Turning Small Talk into #realtalk

You’re at an event and your friend touches your arm and says, “I want you to meet someone.” They introduce you to Joe Blow and you’re thinking, “What’s the best escape plan right now? Those pinwheel roll ups with the cheese and salami look good. How do I divert this conversation to go shove my face with five of them?”

We’ve all been there. It’s that awkward, “So what do you do?” small talk that everyone hates to talk about but nonetheless has to face once in awhile. The questions and answers are so generic that you start to feel like it’s all deja-vu. It’s rehearsed, polite, and dreadful all at the same time.

It’s pretty universal we all hate the act of small-talk, but it’s the starting point for almost all forms of relationships before they blossom into something deeper and more meaningful. Let’s face it, nine times out of 10, you’re not going to talk about politics with someone you just met unless it’s relevant to the situation. You wouldn’t want to be too forward and offend someone before they truly get to know you.

I took a psychology class in college where we learned how to communicate one-on-one effectively. I’ve taken some of that knowledge mixed with what I’ve learned in my communication classes plus real life experience and came up with a few tips in turning small talk into #realtalk.

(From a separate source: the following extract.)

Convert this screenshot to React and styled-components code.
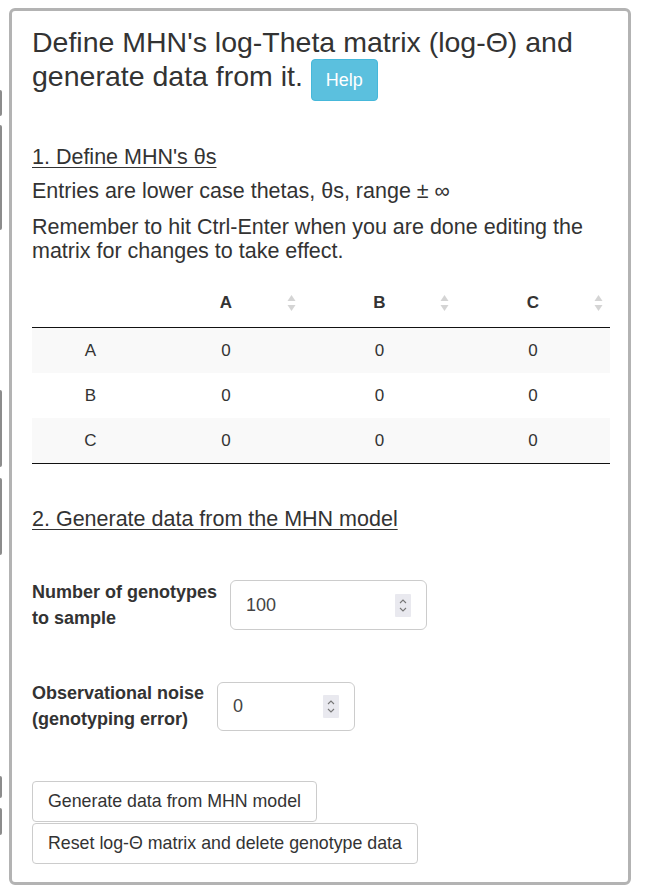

  • Be an active listener.

Active listening is totally different than just hearing what the other person has to say. An active listener shows the opposite that they genuinely care about what they’re talking about and makes sure they know that. Nod once in a while, ask questions periodically, and make comments. They will appreciate that you understood them and will build that circle of trust from an early stage.

  • Use your commonalities to strengthen the convo.

  When you start a conversation, one thing leads to another and all of a sudden you’re surprised you share so much in common with this person. People love talking about their kids or their pets. Especially pets (but I’m a little biased.) Latch onto those shared interests and let them lead the rest of the conversation.

  • Use this as the basis for building your connection.

If you’re a people person, you know the first step to getting to know someone else is to ask about their interests, occupation, and goals. You can gauge what a person is like from these traits and then decide if this is someone worth getting to know on a deeper level. Also – check out their body language. Often times, you can tell whether someone is interested in what you have to say just by the way their body is positioned or if they look you in the eyes. I like to do this and see how uncomfortable I can make someone. Just kidding. But not really.

  •  You’ll perfect your communication skills.

Practice makes perfect. The more you talk with others, the less frightening it’ll become to strike up a convo with a stranger in the future. You won’t be a stuttering robot and the words will just flow naturally. You’ll be working the room before you know it.